The hair on the back of my neck stood on end.
“It happened so fast, I can’t really remember now. Maybe it was more like a feeling I got, rather than what I actually saw.”
My brain whirled in circles as I tried to hang on and keep up. “Has anything like this ever happened to you before?”
She stared at her hands. “Not that I can remember.”
I sighed. A leaden sigh, one that hurt my lungs. What the hell was going on here?
“Do you think this had something to do with Em’s stuff, in the wardrobe?” I asked. “I’m sorry it was still there. I should’ve shifted it when you moved in, that’s my fault. I’ll get rid of it all, move it down into the basement or something.”
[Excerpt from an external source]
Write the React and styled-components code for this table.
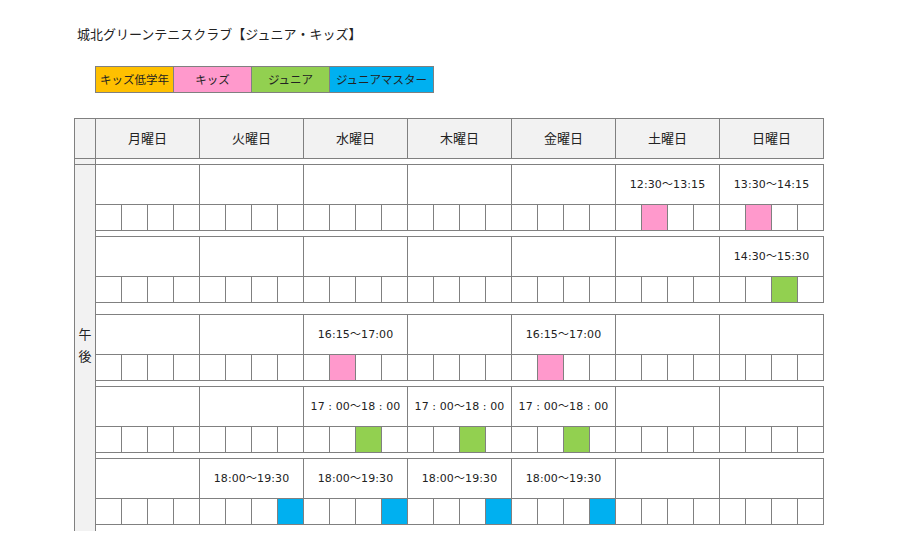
import React from "react";
import styled, { createGlobalStyle } from "styled-components";

const GlobalStyle = createGlobalStyle`
  html, body {
    margin: 0;
    padding: 0;
    background: #ffffff;
  }
  body {
    font-family: "Noto Sans CJK JP", "Noto Sans", sans-serif;
    color: #222222;
  }
`;

const LINE = "#808080";
const HEAD_BG = "#f2f2f2";

const colors = {
  orange: "#ffc000",
  pink: "#ff99cc",
  green: "#92d050",
  blue: "#00b0f0",
};

const Page = styled.div`
  width: 900px;
  height: 550px;
  box-sizing: border-box;
  padding: 25px 0 0 74px;
  overflow: hidden;
`;

const Title = styled.h1`
  margin: 0 0 23px 3px;
  font-size: 13px;
  line-height: 18px;
  font-weight: normal;
`;

const Legend = styled.div`
  display: flex;
  width: max-content;
  margin: 0 0 25px 21px;
  border-top: 1px solid ${LINE};
  border-bottom: 1px solid ${LINE};
  border-left: 1px solid ${LINE};
`;

const LegendItem = styled.div`
  box-sizing: border-box;
  width: ${(p) => p.$w}px;
  height: 25px;
  padding-bottom: 2px;
  border-right: 1px solid ${LINE};
  background: ${(p) => colors[p.$color]};
  font-size: 11.5px;
  display: flex;
  align-items: center;
  justify-content: center;
`;

const Frame = styled.div`
  display: flex;
  align-items: stretch;
`;

const SideCol = styled.div`
  box-sizing: border-box;
  width: 22px;
  border-left: 1px solid ${LINE};
  border-right: 1px solid ${LINE};
  background: ${HEAD_BG};
  display: flex;
  flex-direction: column;
`;

const SideHead = styled.div`
  box-sizing: border-box;
  height: 41px;
  border-top: 1px solid ${LINE};
  border-bottom: 1px solid ${LINE};
`;

const SideGap = styled.div`
  box-sizing: border-box;
  height: 6px;
  border-bottom: 1px solid ${LINE};
`;

const SideLabel = styled.div`
  flex: 1;
  display: flex;
  align-items: center;
  justify-content: center;
  font-size: 13px;
  line-height: 22px;
  text-align: center;
  padding-bottom: 6px;
`;

const Main = styled.div`
  display: flex;
  flex-direction: column;
  margin-left: -1px;
`;

const HeadRow = styled.div`
  display: flex;
  height: 41px;
  box-sizing: border-box;
  border-top: 1px solid ${LINE};
  border-bottom: 1px solid ${LINE};
  border-left: 1px solid ${LINE};
  background: ${HEAD_BG};
  margin-bottom: 5px;
`;

const HeadCell = styled.div`
  box-sizing: border-box;
  width: 104px;
  padding-bottom: 3px;
  border-right: 1px solid ${LINE};
  font-size: 13px;
  display: flex;
  align-items: center;
  justify-content: center;
`;

const Block = styled.div`
  border-top: 1px solid ${LINE};
  border-left: 1px solid ${LINE};
  margin-bottom: ${(p) => p.$gap}px;
`;

const TimeRow = styled.div`
  display: flex;
`;

const TimeCell = styled.div`
  box-sizing: border-box;
  width: 104px;
  height: 40px;
  padding-bottom: 4px;
  border-right: 1px solid ${LINE};
  border-bottom: 1px solid ${LINE};
  font-family: "DejaVu Sans", "Noto Sans CJK JP", sans-serif;
  font-size: 11px;
  letter-spacing: 0.1px;
  display: flex;
  align-items: center;
  justify-content: center;
  white-space: nowrap;
`;

const SlotRow = styled.div`
  display: flex;
`;

const Slot = styled.div`
  box-sizing: border-box;
  width: 26px;
  height: 26px;
  border-right: 1px solid ${LINE};
  border-bottom: 1px solid ${LINE};
  background: ${(p) => (p.$color ? colors[p.$color] : "#ffffff")};
`;

const legend = [
  { label: "キッズ低学年", color: "orange", w: 78 },
  { label: "キッズ", color: "pink", w: 78 },
  { label: "ジュニア", color: "green", w: 78 },
  { label: "ジュニアマスター", color: "blue", w: 104 },
];

const days = ["月曜日", "火曜日", "水曜日", "木曜日", "金曜日", "土曜日", "日曜日"];

const t1700 = "17 : 00～18 : 00";
const t1800 = "18:00～19:30";

// each block: time per day index, and the coloured slot per day index
const blocks = [
  {
    gap: 5,
    times: { 5: "12:30～13:15", 6: "13:30～14:15" },
    marks: { 5: [1, "pink"], 6: [1, "pink"] },
  },
  {
    gap: 11,
    times: { 6: "14:30～15:30" },
    marks: { 6: [2, "green"] },
  },
  {
    gap: 5,
    times: { 2: "16:15～17:00", 4: "16:15～17:00" },
    marks: { 2: [1, "pink"], 4: [1, "pink"] },
  },
  {
    gap: 5,
    times: { 2: t1700, 3: t1700, 4: t1700 },
    marks: { 2: [2, "green"], 3: [2, "green"], 4: [2, "green"] },
  },
  {
    gap: 6,
    times: { 1: t1800, 2: t1800, 3: t1800, 4: t1800 },
    marks: { 1: [3, "blue"], 2: [3, "blue"], 3: [3, "blue"], 4: [3, "blue"] },
  },
];

function ScheduleBlock({ block }) {
  return (
    <Block $gap={block.gap}>
      <TimeRow>
        {days.map((d, i) => (
          <TimeCell key={d}>{block.times[i] || ""}</TimeCell>
        ))}
      </TimeRow>
      <SlotRow>
        {days.map((d, i) =>
          [0, 1, 2, 3].map((s) => {
            const mark = block.marks[i];
            const color = mark && mark[0] === s ? mark[1] : null;
            return <Slot key={d + s} $color={color} />;
          })
        )}
      </SlotRow>
    </Block>
  );
}

export default function App() {
  return (
    <>
      <GlobalStyle />
      <Page>
        <Title>城北グリーンテニスクラブ【ジュニア・キッズ】</Title>
        <Legend>
          {legend.map((l) => (
            <LegendItem key={l.label} $color={l.color} $w={l.w}>
              {l.label}
            </LegendItem>
          ))}
        </Legend>
        <Frame>
          <SideCol>
            <SideHead />
            <SideGap />
            <SideLabel>
              午<br />後
            </SideLabel>
          </SideCol>
          <Main>
            <HeadRow>
              {days.map((d) => (
                <HeadCell key={d}>{d}</HeadCell>
              ))}
            </HeadRow>
            {blocks.map((b, i) => (
              <ScheduleBlock key={i} block={b} />
            ))}
          </Main>
        </Frame>
      </Page>
    </>
  );
}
“It’s not that,” she said irritably, wiping her nose with the back of her hand. “And I’m sorry I was snooping, but I opened the wardrobe to put my things in there, and it was all just… and then I saw the box, and when I opened it… ” She groaned, leaning forward and burying her face in her hands. “God, I feel like I’m losing it. I can’t sleep, I can’t think straight – it’s all just… I don’t know.”
I latched onto the one thing she said that made any sense here.
“You can’t sleep?”
She sighed, her hands dropping back into her lap as she looked at me. “I can’t sleep. That’s why I get up early. I can’t seem to relax, I feel like I’m on edge all the time. When I had that migraine the other day, I managed to get about an hour’s sleep. I think that was the most I’ve had in days, maybe even weeks. I feel like I’m wading through sand.”
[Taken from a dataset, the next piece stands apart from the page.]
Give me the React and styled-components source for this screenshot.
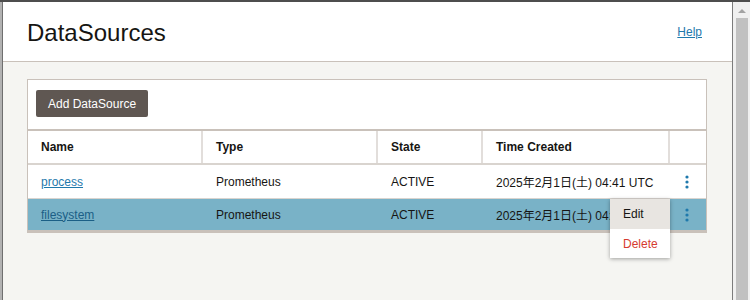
import React from "react";
import styled, { createGlobalStyle } from "styled-components";

const Global = createGlobalStyle`
  html, body { margin: 0; padding: 0; }
  body {
    width: 750px;
    height: 300px;
    overflow: hidden;
    font-family: "Liberation Sans", Arial, "Noto Sans CJK JP", sans-serif;
    background: #b4b4b4;
  }
`;

const Frame = styled.div`
  display: flex;
  height: 298px;
  border-top: 2px solid #4d4d4d;
  background: #b4b4b4;
`;

const LeftEdge = styled.div`
  width: 2px;
  background: #b2b2b2;
`;

const Dialog = styled.div`
  width: 729px;
  border-left: 1px solid #6f6f6f;
  border-right: 1px solid #7c7c7c;
  display: flex;
  flex-direction: column;
  background: #f5f5f2;
`;

const Header = styled.header`
  height: 59px;
  flex: none;
  background: #fff;
  border-bottom: 1px solid #c9c1ba;
  display: flex;
  align-items: center;
  justify-content: space-between;
  padding: 0 30px 0 24px;
`;

const Title = styled.h1`
  margin: 0;
  font-size: 24px;
  font-weight: 400;
  color: #161513;
  position: relative;
  top: 1px;
`;

const Link = styled.a`
  font-size: 12px;
  color: ${(p) => (p.$dark ? "#1b5f86" : "#1f79ac")};
  text-decoration: underline;
  cursor: pointer;
`;

const Body = styled.div`
  flex: 1;
  padding: 17px 25px 0 24px;
`;

const Panel = styled.section`
  background: #fff;
  border: 1px solid #c9c1ba;
  border-bottom: none;
  padding-top: 10px;
`;

const Toolbar = styled.div`
  display: flex;
  padding: 0 8px;
  margin-bottom: 12px;
`;

const Button = styled.button`
  height: 27px;
  padding: 0 12px;
  border: none;
  border-radius: 2px;
  background: #5f5752;
  color: #fff;
  font-family: inherit;
  font-size: 12px;
`;

const Table = styled.div`
  border-top: 2px solid #c9c1ba;
  border-bottom: 3px solid #c9c1ba;
  border-left: 1px solid #c9c1ba;
  border-right: 1px solid #c9c1ba;
  margin: 0 -1px;
`;

const Row = styled.div`
  display: grid;
  grid-template-columns: 175px 175px 105px 187px 1fr;
  height: ${(p) => p.$h}px;
  background: ${(p) => (p.$selected ? "#79b2c7" : "#fff")};
  border-bottom: ${(p) => (p.$last ? "none" : `${p.$line}px solid #d9d4cf`)};
`;

const HeadCell = styled.div`
  display: flex;
  align-items: center;
  padding-left: 13px;
  font-size: 12px;
  font-weight: 700;
  color: #161513;
  border-right: ${(p) => (p.$end ? "none" : "2px solid #e2dedb")};
`;

const Cell = styled.div`
  display: flex;
  align-items: center;
  padding-left: 13px;
  font-size: 12px;
  color: #161513;
  white-space: nowrap;
`;

const ActionCell = styled.div`
  display: flex;
  align-items: center;
  justify-content: center;
  padding-right: 2px;
  position: relative;
`;

const Kebab = styled.svg`
  width: 4px;
  height: 14px;
  display: block;
`;

const Menu = styled.div`
  position: absolute;
  right: 100%;
  top: 0;
  width: 60px;
  background: #fff;
  box-shadow: 0 1px 4px rgba(0, 0, 0, 0.35);
  z-index: 2;
`;

const MenuItem = styled.div`
  height: ${(p) => p.$h}px;
  display: flex;
  align-items: center;
  padding-left: 13px;
  font-size: 12px;
  color: ${(p) => (p.$danger ? "#d63b2f" : "#161513")};
  background: ${(p) => (p.$active ? "#e8e5e1" : "#fff")};
`;

const Scrollbar = styled.div`
  width: 17px;
  background: #f0f0f0;
  display: flex;
  flex-direction: column;
  align-items: center;
`;

const Arrow = styled.div`
  margin-top: 7px;
  width: 0;
  height: 0;
  border-left: 4px solid transparent;
  border-right: 4px solid transparent;
  border-bottom: 4px solid #a3a3a3;
`;

const Thumb = styled.div`
  margin-top: 5px;
  width: 12px;
  flex: 1;
  background: #c1c1c1;
`;

const KebabIcon = () => (
  <Kebab viewBox="0 0 4 14">
    <circle cx="2" cy="2" r="1.6" fill="#1f79ac" />
    <circle cx="2" cy="7" r="1.6" fill="#1f79ac" />
    <circle cx="2" cy="12" r="1.6" fill="#1f79ac" />
  </Kebab>
);

const rows = [
  { name: "process", type: "Prometheus", state: "ACTIVE", time: "2025年2月1日(土) 04:41 UTC" },
  { name: "filesystem", type: "Prometheus", state: "ACTIVE", time: "2025年2月1日(土) 04:41 UTC", selected: true },
];

export default function App() {
  return (
    <>
      <Global />
      <Frame>
        <LeftEdge />
        <Dialog>
          <Header>
            <Title>DataSources</Title>
            <Link>Help</Link>
          </Header>
          <Body>
            <Panel>
              <Toolbar>
                <Button>Add DataSource</Button>
              </Toolbar>
              <Table>
                <Row $h={32} $line={2}>
                  <HeadCell>Name</HeadCell>
                  <HeadCell>Type</HeadCell>
                  <HeadCell>State</HeadCell>
                  <HeadCell>Time Created</HeadCell>
                  <HeadCell $end />
                </Row>
                {rows.map((r, i) => (
                  <Row key={r.name} $h={i === 0 ? 33 : 31} $line={1} $selected={r.selected} $last={i === rows.length - 1}>
                    <Cell>
                      <Link $dark={r.selected}>{r.name}</Link>
                    </Cell>
                    <Cell>{r.type}</Cell>
                    <Cell>{r.state}</Cell>
                    <Cell>{r.time}</Cell>
                    <ActionCell>
                      <KebabIcon />
                      {r.selected && (
                        <Menu>
                          <MenuItem $h={30} $active>Edit</MenuItem>
                          <MenuItem $h={29} $danger>Delete</MenuItem>
                        </Menu>
                      )}
                    </ActionCell>
                  </Row>
                ))}
              </Table>
            </Panel>
          </Body>
        </Dialog>
        <Scrollbar>
          <Arrow />
          <Thumb />
        </Scrollbar>
      </Frame>
    </>
  );
}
She got up off the couch and walked over to the French doors, staring out over the balcony. I was familiar with the feeling. For the first year after Em disappeared, it had been my new normal.
“Sleep deprivation,” I said. “I bet that’s what this is. It causes hallucinations and all sorts of other stuff. Maybe that’s what we’re dealing with here?”
I stood up and walked over to her, gently turning her around to face me. “You know how dangerous that is, right? They used to use it as a torture method. It makes you see things, makes you think you’re going mad.”
She looked up at me, hope in her eyes, wanting so desperately to believe me.
“We need to make sure you get some sleep. Maybe we need to get you to a doctor?”
She shuddered. “No doctors. I hate doctors.”
“Well, we can try some other stuff first. Relaxation techniques. I actually have sleeping pills somewhere.”
She frowned up at me. “Sleeping pills?”
God, that felt like forever ago. It was a shitty time, a time I wasn’t keen to rehash, so I gave her the condensed version instead. The version that didn’t make me sound like the complete basket-case I was back then.
“I was in a pretty bad way myself for a while there,” I shrugged, trying to keep it light. “A couple of years ago. It kinda snuck up on me. Vinnie took me to the docs, and she gave me some relaxation exercises, some anti-depressants and a few sleeping pills. I didn’t use them all, I still have some.”
She stared up at me, fear easing slightly, replaced by empathy. “Because of Emily?”
“Yeah. Amongst other things,” I said. “Look, the point is, I can help. I’ll teach you the relaxation methods I learnt then, and if that doesn’t work, we’ll try the sleeping pills. Just promise me that, if we try this stuff and it doesn’t work, you’ll let me take you to the doctors. Do we have a deal?”
She screwed up her face.
“Maia? Come on. Deal?”
She sighed. “Yeah. Okay.”
I smiled. “Good. See? We have a plan now. Plans are good.”
I drew her closer, rubbing her back gently. My heart rate was beginning to slow as the fear diminished. That sensible gene was worth its weight in gold, especially if it made her feel a little better.
“Thank you,” she mumbled into my shirt, her arms tight around my back.